Just one day after he was acquired by the Golden Knights from Chicago, Kruger was on the move again Tuesday as the Carolina Hurricanes acquired him from Vegas for a fifth-round pick at next year’s draft.

“We were determined to bring in experienced players with winning pedigrees and Marcus is another addition who fits that mold,” ‘Canes GM Ron Francis said in a release. “He’s a solid, two-way center who has achieved success both in the NHL and internationally.”

A good defensive forward that will provide solid depth to Carolina’s bottom six, Kruger will be surrounded by familiar faces.

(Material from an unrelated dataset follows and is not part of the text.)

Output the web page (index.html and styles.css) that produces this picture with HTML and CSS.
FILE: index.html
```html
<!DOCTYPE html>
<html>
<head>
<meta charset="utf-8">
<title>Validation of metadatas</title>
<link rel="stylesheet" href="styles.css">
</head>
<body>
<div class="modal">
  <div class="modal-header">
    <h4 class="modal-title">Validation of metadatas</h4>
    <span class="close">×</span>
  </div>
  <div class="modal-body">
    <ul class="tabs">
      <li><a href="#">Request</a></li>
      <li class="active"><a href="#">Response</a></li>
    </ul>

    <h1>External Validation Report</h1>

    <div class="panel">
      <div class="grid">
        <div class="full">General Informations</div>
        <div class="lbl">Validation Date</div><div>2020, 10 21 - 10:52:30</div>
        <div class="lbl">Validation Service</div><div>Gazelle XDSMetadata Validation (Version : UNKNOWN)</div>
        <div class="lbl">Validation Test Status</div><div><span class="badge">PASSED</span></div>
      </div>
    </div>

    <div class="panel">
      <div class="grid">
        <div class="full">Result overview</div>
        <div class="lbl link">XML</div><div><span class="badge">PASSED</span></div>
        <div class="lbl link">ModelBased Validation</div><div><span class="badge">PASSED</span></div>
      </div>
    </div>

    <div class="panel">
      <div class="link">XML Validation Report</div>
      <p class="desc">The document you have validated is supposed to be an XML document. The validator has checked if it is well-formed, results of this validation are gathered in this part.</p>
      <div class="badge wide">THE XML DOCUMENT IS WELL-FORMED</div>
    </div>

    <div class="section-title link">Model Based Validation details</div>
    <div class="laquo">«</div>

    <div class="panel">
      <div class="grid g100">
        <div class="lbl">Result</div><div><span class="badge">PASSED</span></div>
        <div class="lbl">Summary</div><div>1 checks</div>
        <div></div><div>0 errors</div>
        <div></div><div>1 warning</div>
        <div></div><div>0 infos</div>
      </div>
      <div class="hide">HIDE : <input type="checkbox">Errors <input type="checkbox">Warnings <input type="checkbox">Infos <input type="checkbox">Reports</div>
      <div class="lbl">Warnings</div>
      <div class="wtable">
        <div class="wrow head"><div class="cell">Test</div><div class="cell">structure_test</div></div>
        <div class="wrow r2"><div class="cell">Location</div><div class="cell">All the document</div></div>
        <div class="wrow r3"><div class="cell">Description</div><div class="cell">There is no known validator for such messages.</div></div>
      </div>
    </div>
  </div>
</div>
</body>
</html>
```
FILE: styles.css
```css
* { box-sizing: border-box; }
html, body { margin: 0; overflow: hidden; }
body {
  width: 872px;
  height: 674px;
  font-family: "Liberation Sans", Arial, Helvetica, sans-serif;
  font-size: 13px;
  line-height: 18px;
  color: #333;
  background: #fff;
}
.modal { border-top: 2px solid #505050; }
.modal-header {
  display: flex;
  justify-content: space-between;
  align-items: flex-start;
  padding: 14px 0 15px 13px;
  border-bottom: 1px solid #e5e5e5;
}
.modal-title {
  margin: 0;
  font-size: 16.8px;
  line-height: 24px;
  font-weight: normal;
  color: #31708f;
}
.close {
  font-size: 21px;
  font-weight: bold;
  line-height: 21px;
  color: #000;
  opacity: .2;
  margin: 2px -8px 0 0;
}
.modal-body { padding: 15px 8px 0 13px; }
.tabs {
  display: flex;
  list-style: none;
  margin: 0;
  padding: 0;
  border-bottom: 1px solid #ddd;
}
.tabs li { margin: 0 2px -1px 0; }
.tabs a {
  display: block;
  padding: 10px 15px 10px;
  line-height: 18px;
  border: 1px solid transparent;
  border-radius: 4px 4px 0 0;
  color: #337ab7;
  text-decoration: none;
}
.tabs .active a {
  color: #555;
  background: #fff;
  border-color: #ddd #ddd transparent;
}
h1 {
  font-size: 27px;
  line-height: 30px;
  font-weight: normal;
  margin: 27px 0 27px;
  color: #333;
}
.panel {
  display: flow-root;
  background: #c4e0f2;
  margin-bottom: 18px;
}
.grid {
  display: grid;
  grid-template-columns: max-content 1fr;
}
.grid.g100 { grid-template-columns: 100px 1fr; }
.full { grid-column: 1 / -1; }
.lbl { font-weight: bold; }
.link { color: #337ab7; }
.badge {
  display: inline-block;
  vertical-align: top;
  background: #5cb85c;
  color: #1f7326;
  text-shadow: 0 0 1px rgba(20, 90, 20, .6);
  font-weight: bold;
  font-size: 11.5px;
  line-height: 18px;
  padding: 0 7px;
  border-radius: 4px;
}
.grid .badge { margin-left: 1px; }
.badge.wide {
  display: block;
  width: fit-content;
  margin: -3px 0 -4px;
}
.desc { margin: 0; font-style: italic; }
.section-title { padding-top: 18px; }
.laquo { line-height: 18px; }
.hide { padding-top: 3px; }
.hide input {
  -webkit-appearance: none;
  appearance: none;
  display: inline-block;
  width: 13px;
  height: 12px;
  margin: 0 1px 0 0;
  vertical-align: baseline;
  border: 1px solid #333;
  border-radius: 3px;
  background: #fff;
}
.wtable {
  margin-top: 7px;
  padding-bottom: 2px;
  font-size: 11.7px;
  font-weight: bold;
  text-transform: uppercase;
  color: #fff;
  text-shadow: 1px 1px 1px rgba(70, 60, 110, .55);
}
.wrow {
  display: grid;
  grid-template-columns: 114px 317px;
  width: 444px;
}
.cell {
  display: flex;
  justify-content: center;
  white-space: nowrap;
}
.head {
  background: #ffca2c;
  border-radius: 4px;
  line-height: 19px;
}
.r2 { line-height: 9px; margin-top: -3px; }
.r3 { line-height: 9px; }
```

Former Blackhawks teammates Teuvo Teravainen, Scott Darling, Klas Dahlbeck and Trevor van Riemsdyk are there, as are Elias Lindholm, Victor Rask and Joakim Nordstrom — Kruger’s teammates from the Swedish squad that captured the 2017 World Hockey Championship.

(Nordstrom is also a former Blackhawk too, for what it’s worth).

A two-time Stanley Cup winner, Kruger will add some veteran experience and know-how to a young ‘Canes group. That was one of Francis’ objectives this offseason, and a big reason why the club also brought back Justin Williams in free agency.

The Blackhawks would’ve liked to have kept Kruger. They valued his defensive play so much that they gave him a three-year contract worth more than $9 million. But for as good as he is on the defensive side of things, Kruger just became too expensive for the Blackhawks to fit under the cap — especially with all the money needed to retain their star forwards.